Protea has developed an analytical model for our atmosFIR FTIR gas analyser that allows speciation of siloxanes on-line. The full spectrum technique of FTIR also allows for the measurement of the main gas components, CH4, CO2, NH3 etc. A range of common siloxane and other species found in land-fill gases has been identified, see Table 1. The siloxanes present can vary from different land-fill sites, different sewage plants and other sources, but Protea has found this list to cover most straight and cyclic siloxane compounds present. Trimethylsilanol, while not a siloxane, can lead to siloxane formation and is so included in the analytical model.

Although absorption features of the siloxane groups are similar, there are small changes in response due to the underlying vibrational frequency difference of the molecules. This enables us to “fingerprint” each species of siloxane and generate an accurate analytical model of the biogas process.

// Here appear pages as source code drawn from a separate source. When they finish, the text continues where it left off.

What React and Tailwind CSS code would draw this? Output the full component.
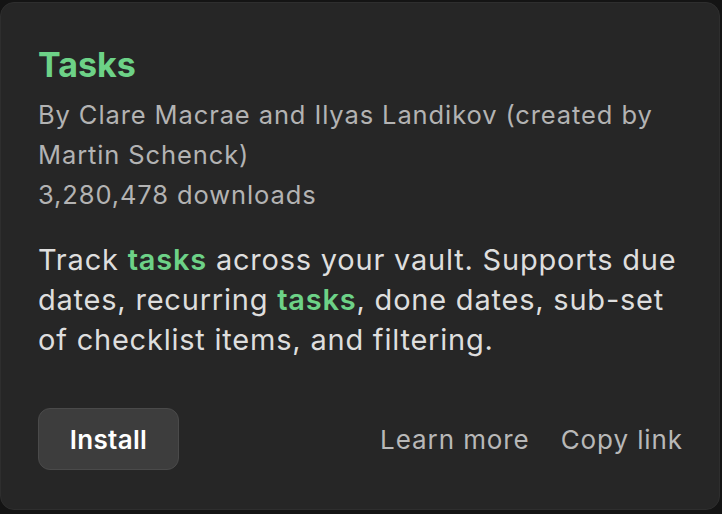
export default function App() {
  return (
    <div className="w-[722px] h-[514px] bg-[#141414] pt-[2px] pr-[2px] pb-[4px]" style={{ fontFamily: "Inter, 'Noto Sans', sans-serif" }}>
      <div className="h-full rounded-[14px] bg-[#262626] border border-[#2e2e2e] pl-[37px] pr-[36px] pt-[42px] flex flex-col">
        <div className="text-[34px] leading-[40px] font-bold text-[#6dd287]">Tasks</div>
        <div className="mt-[10px] text-[25.5px] leading-[40px] tracking-[0.035em] text-[#b3b3b3]">
          By Clare Macrae and Ilyas Landikov (created by Martin Schenck)
        </div>
        <div className="text-[25.5px] leading-[40px] tracking-[0.035em] text-[#b3b3b3]">3,280,478 downloads</div>
        <div className="mt-[25px] text-[29px] leading-[40px] tracking-[0.027em] text-[#dedede]">
          Track <span className="font-semibold text-[#6dd287]">tasks</span> across your vault. Supports due dates, recurring{" "}
          <span className="font-semibold text-[#6dd287]">tasks</span>, done dates, sub-set of checklist items, and filtering.
        </div>
        <div className="mt-[48px] flex items-center">
          <button className="h-[62px] w-[141px] rounded-[12px] bg-[#3d3d3d] border border-[#4a4a4a] text-[26px] font-semibold tracking-[0.012em] text-white">
            Install
          </button>
          <div className="ml-auto flex items-center gap-[31px] text-[26px] tracking-[0.035em] text-[#b8b8b8]">
            <span>Learn more</span>
            <span>Copy link</span>
          </div>
        </div>
      </div>
    </div>
  );
}
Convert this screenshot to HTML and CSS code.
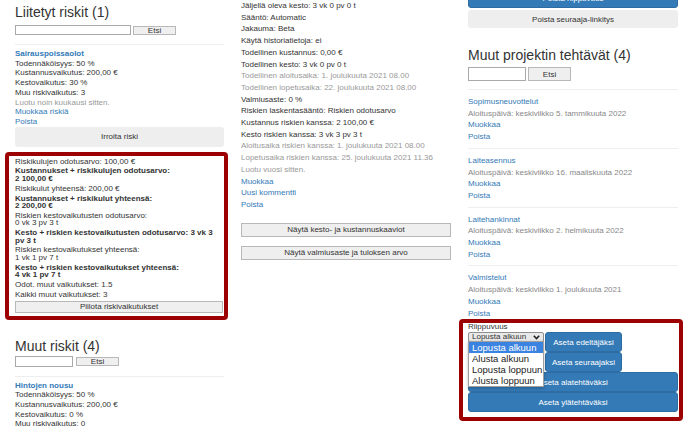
FILE: index.html
```html
<!DOCTYPE html>
<html lang="fi">
<head>
  <meta charset="UTF-8">
  <meta name="viewport" content="width=device-width, initial-scale=1.0">
  <title>Tehtävän tiedot</title>

  <link rel="stylesheet" href="styles.css">
</head>
<body>
<div class="page">

  <div class="column risks">
    <h2>Liitetyt riskit (1)</h2>
    <div class="search">
      <input class="search-input wide" type="text">
      <button class="search-button">Etsi</button>
    </div>

    <div class="risk">
      <a class="risk-name" href="#">Sairauspoissaolot</a>
      <div>Todennäköisyys: 50 %</div>
      <div>Kustannusvaikutus: 200,00 €</div>
      <div>Kestovaikutus: 30 %</div>
      <div>Muu riskivaikutus: 3</div>
      <div class="muted">Luotu noin kuukausi sitten.</div>
      <a href="#">Muokkaa riskiä</a>
      <a href="#">Poista</a>
    </div>
    <button class="flat-button">Irroita riski</button>

    <div class="highlight impacts">
      <p>Riskikulujen odotusarvo: 100,00 €</p>
      <p class="strong">Kustannukset + riskikulujen odotusarvo:<br>2 100,00 €</p>
      <p>Riskikulut yhteensä: 200,00 €</p>
      <p class="strong">Kustannukset + riskikulut yhteensä:<br>2 200,00 €</p>
      <p>Riskien kestovaikutusten odotusarvo:<br>0 vk 3 pv 3 t</p>
      <p class="strong">Kesto + riskien kestovaikutusten odotusarvo: 3 vk 3 pv 3 t</p>
      <p>Riskien kestovaikutukset yhteensä:<br>1 vk 1 pv 7 t</p>
      <p class="strong">Kesto + riskien kestovaikutukset yhteensä:<br>4 vk 1 pv 7 t</p>
      <p>Odot. muut vaikutukset: 1.5</p>
      <p>Kaikki muut vaikutukset: 3</p>
      <button class="outline-button">Piilota riskivaikutukset</button>
    </div>

    <h2 class="next-heading">Muut riskit (4)</h2>
    <div class="search tight">
      <input class="search-input" type="text">
      <button class="search-button">Etsi</button>
    </div>

    <div class="risk">
      <a class="risk-name" href="#">Hintojen nousu</a>
      <div>Todennäköisyys: 50 %</div>
      <div>Kustannusvaikutus: 200,00 €</div>
      <div>Kestovaikutus: 0 %</div>
      <div>Muu riskivaikutus: 0</div>
    </div>
  </div>

  <div class="column details">
    <div>Jäljellä oleva kesto: 3 vk 0 pv 0 t</div>
    <div>Sääntö: Automatic</div>
    <div>Jakauma: Beta</div>
    <div>Käytä historiatietoja: ei</div>
    <div>Todellinen kustannus: 0,00 €</div>
    <div>Todellinen kesto: 3 vk 0 pv 0 t</div>
    <div class="muted">Todellinen aloitusaika: 1. joulukuuta 2021 08.00</div>
    <div class="muted">Todellinen lopetusaika: 22. joulukuuta 2021 08.00</div>
    <div>Valmiusaste: 0 %</div>
    <div>Riskien laskentasääntö: Riskien odotusarvo</div>
    <div>Kustannus riskien kanssa: 2 100,00 €</div>
    <div>Kesto riskien kanssa: 3 vk 3 pv 3 t</div>
    <div class="muted">Aloitusaika riskien kanssa: 1. joulukuuta 2021 08.00</div>
    <div class="muted">Lopetusaika riskien kanssa: 25. joulukuuta 2021 11.36</div>
    <div class="muted">Luotu vuosi sitten.</div>
    <a href="#">Muokkaa</a>
    <a href="#">Uusi kommentti</a>
    <a href="#">Poista</a>

    <button class="outline-button chart-button">Näytä kesto- ja kustannuskaaviot</button>
    <button class="outline-button chart-button second">Näytä valmiusaste ja tuloksen arvo</button>
  </div>

  <div class="column others">
    <button class="blue-button cut">Poista riippuvuus</button>
    <button class="flat-button unlink">Poista seuraaja-linkitys</button>

    <h2 class="tasks-heading">Muut projektin tehtävät (4)</h2>
    <div class="search big">
      <input class="search-input" type="text">
      <button class="search-button">Etsi</button>
    </div>

    <div class="tasks">
      <div class="task">
        <a href="#">Sopimusneuvottelut</a>
        <div class="date">Aloituspäivä: keskiviikko 5. tammikuuta 2022</div>
        <a href="#">Muokkaa</a>
        <a href="#">Poista</a>
      </div>
      <div class="task">
        <a href="#">Laiteasennus</a>
        <div class="date">Aloituspäivä: keskiviikko 16. maaliskuuta 2022</div>
        <a href="#">Muokkaa</a>
        <a href="#">Poista</a>
      </div>
      <div class="task">
        <a href="#">Laitehankinnat</a>
        <div class="date">Aloituspäivä: keskiviikko 2. helmikuuta 2022</div>
        <a href="#">Muokkaa</a>
        <a href="#">Poista</a>
      </div>
      <div class="task">
        <a href="#">Valmistelut</a>
        <div class="date">Aloituspäivä: keskiviikko 1. joulukuuta 2021</div>
        <a href="#">Muokkaa</a>
        <a href="#">Poista</a>
      </div>
    </div>

    <div class="highlight dependency">
      <div class="dep-label">Riippuvuus</div>
      <div class="dep-grid">
        <div class="select">
          <span>Lopusta alkuun</span>
          <svg class="chevron" width="7" height="5" viewBox="0 0 7 5">
            <polyline points="0.8,0.8 3.5,3.6 6.2,0.8" fill="none" stroke="#222" stroke-width="1.6"/>
          </svg>
          <ul class="select-menu">
            <li class="active">Lopusta alkuun</li>
            <li>Alusta alkuun</li>
            <li>Lopusta loppuun</li>
            <li>Alusta loppuun</li>
          </ul>
        </div>
        <button class="blue-button">Aseta edeltäjäksi</button>
        <button class="blue-button follow">Aseta seuraajaksi</button>
      </div>
      <button class="blue-button">Aseta alatehtäväksi</button>
      <button class="blue-button">Aseta ylätehtäväksi</button>
    </div>
  </div>

</div>
</body>
</html>
```

FILE: styles.css
```css
html, body {
  overflow: hidden;
}
body {
  margin: 0;
  font-family: "Liberation Sans", Arial, sans-serif;
  font-size: 8px;
  color: #333;
  background: #fff;
}
* {
  box-sizing: border-box;
}
a {
  display: block;
  color: #337ab7;
  text-decoration: none;
}
button {
  font: inherit;
  color: #333;
  padding: 0;
  cursor: pointer;
}
h2 {
  margin: 0;
  font-size: 14px;
  font-weight: normal;
  line-height: 16px;
}
.muted {
  color: #999;
}

.page {
  display: grid;
  grid-template-columns: 209px 210px 210px;
  column-gap: 17px;
  align-items: start;
  padding-left: 15px;
}

/* search row */
.search {
  display: flex;
  align-items: center;
  gap: 2px;
  margin-top: 5px;
}
.search.tight {
  gap: 3px;
  margin-top: 2px;
}
.search.big {
  margin-top: 4px;
}
.search-input {
  width: 58px;
  height: 11px;
  border: 1px solid #a9a9a9;
  padding: 0 2px;
  background: #fff;
}
.search-input.wide {
  width: 116px;
  height: 10px;
}
.search-button {
  width: 43px;
  height: 9px;
  line-height: 7px;
  border: 1px solid #b8b8b8;
  background: #efefef;
}
.search.big .search-input,
.search.big .search-button {
  height: 14px;
}

/* buttons */
.flat-button {
  display: block;
  width: 100%;
  height: 20px;
  border: 0;
  border-radius: 3px;
  background: #eee;
}
.outline-button {
  display: block;
  width: 100%;
  height: 12px;
  border: 1px solid #b8b8b8;
  background: #efefef;
}
.blue-button {
  display: block;
  width: 100%;
  height: 20px;
  border: 1px solid #2e6da4;
  border-radius: 3px;
  background: #337ab7;
  color: #fff;
}
.highlight {
  border: 4px solid #9c0000;
  border-radius: 4px;
}

/* left column */
.risks h2 {
  padding-top: 4px;
}
.risks h2.next-heading {
  margin-top: 14px;
}
.risk {
  margin-top: 9px;
  padding-top: 4px;
  border-top: 1px solid #eee;
  line-height: 9.7px;
}
.risk-name {
  font-weight: bold;
}
.impacts {
  margin: 5px -4px 0 -10px;
  padding: 2px 1px 3px 6px;
}
.impacts p {
  margin: 0 0 2.3px;
  line-height: 7.5px;
}
.impacts p.strong {
  font-weight: bold;
}
.impacts .outline-button {
  margin-top: 1px;
}

/* middle column */
.details {
  line-height: 11.7px;
}
.chart-button {
  height: 14px;
  margin-top: 12px;
}
.chart-button.second {
  margin-top: 9px;
}

/* right column */
.blue-button.cut {
  margin-top: -12px;
}
.flat-button.unlink {
  height: 18px;
  margin-top: 2px;
}
.tasks-heading {
  margin-top: 19px;
}
.tasks {
  margin-top: 8px;
}
.task {
  border-top: 1px solid #eee;
  padding: 6px 0 5px;
  line-height: 11.7px;
}
.task:last-child {
  padding-bottom: 0;
}
.task .date {
  color: #888;
}

.dependency {
  margin: 0 -5px 0 -9px;
  padding: 0 1px 5px 5px;
}
.dep-label {
  line-height: 8px;
}
.dep-grid {
  display: grid;
  grid-template-columns: 76px 77px;
  grid-template-rows: 20px 20px;
  column-gap: 1px;
  margin-top: 1px;
}
.dep-grid .blue-button {
  grid-column: 2;
}
.select {
  position: relative;
  z-index: 2;
  grid-column: 1;
  grid-row: 1;
  align-self: start;
  display: flex;
  align-items: center;
  justify-content: space-between;
  height: 10px;
  padding: 0 3px 0 3px;
  border: 1px solid #8f8f8f;
  border-radius: 2px;
  background: #e9e9e9;
  line-height: 8px;
  white-space: nowrap;
}
.select-menu {
  position: absolute;
  top: 100%;
  left: -1px;
  right: -1px;
  margin: 0;
  padding: 0;
  list-style: none;
  border: 1px solid #a0a0a0;
  background: #fff;
  box-shadow: 0 1px 3px rgba(0, 0, 0, 0.25);
  font-size: 9.5px;
  line-height: 11px;
  color: #222;
  white-space: nowrap;
}
.select-menu li {
  padding-left: 3px;
}
.select-menu li.active {
  background: #3b83e0;
  color: #fff;
}
```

The measurement of siloxanes in the Mid-IR spectrum is in the absorption region 850 – 1250cm-1. Here we find the IR absorptions due to the Si-O stretch, with interference from CH4 at a minimum


Protea prides itself on the generation of accurate calibration information, and on incorporating this into an application specific chemometric model for the application. For siloxane analysis we use PLS modelling techniques, which are able to find the subtle differences in our calibration spectra, and then use this information to predict concentrations. Thus allowing speciation and quantification of each siloxane.

In addition we also model the interfering responses due to CH4 and CO2, to allow us to accurately account for the overlapping absorbances of background gases.


Protea’s atmosFIR FTIR analyser can be supplied with the suitable performance specifications for each application. The detection limits for this standard siloxane analysis model are summarised in Table 2. These values are calculated using our standard product. For customers with specific needs these can be improved upon by making modifications to the hardware and data collection parameters. atmosFIR FTIR analyser use DTGS detectors for siloxane measurements. Other FTIR systems employ the temperature cooled MCT variety of detectors. These MCT detectors have a limited IR detection range and cannot detect all the absorption peaks due to siloxanes. In order to analyse spectral absorptions below 950cm-1, MCT detector require cryogenic cooling – not ideal for fixed, hasslefree continuous monitoring.


Resulting data from online runs on land-fill gives the predominant siloxane species in this case to be D4, Octamethylcyclotetrasiloxane, with traces of other siloxanes.

Protea’s continuous monitoring systems can be set-up to read speciated siloxanes or Total Siloxanes, whichever is most required. As well as the siloxane measurement, the quantification of background gases of CH4 and CO2 helps to control and improve the overall biogas process.

With the power of atmosFIR, we can also identify other species present in biogas, such as NH3 and sulphurous compounds such as H2S and Mercaptans. This provides the complete analytical tool for the biogas plant.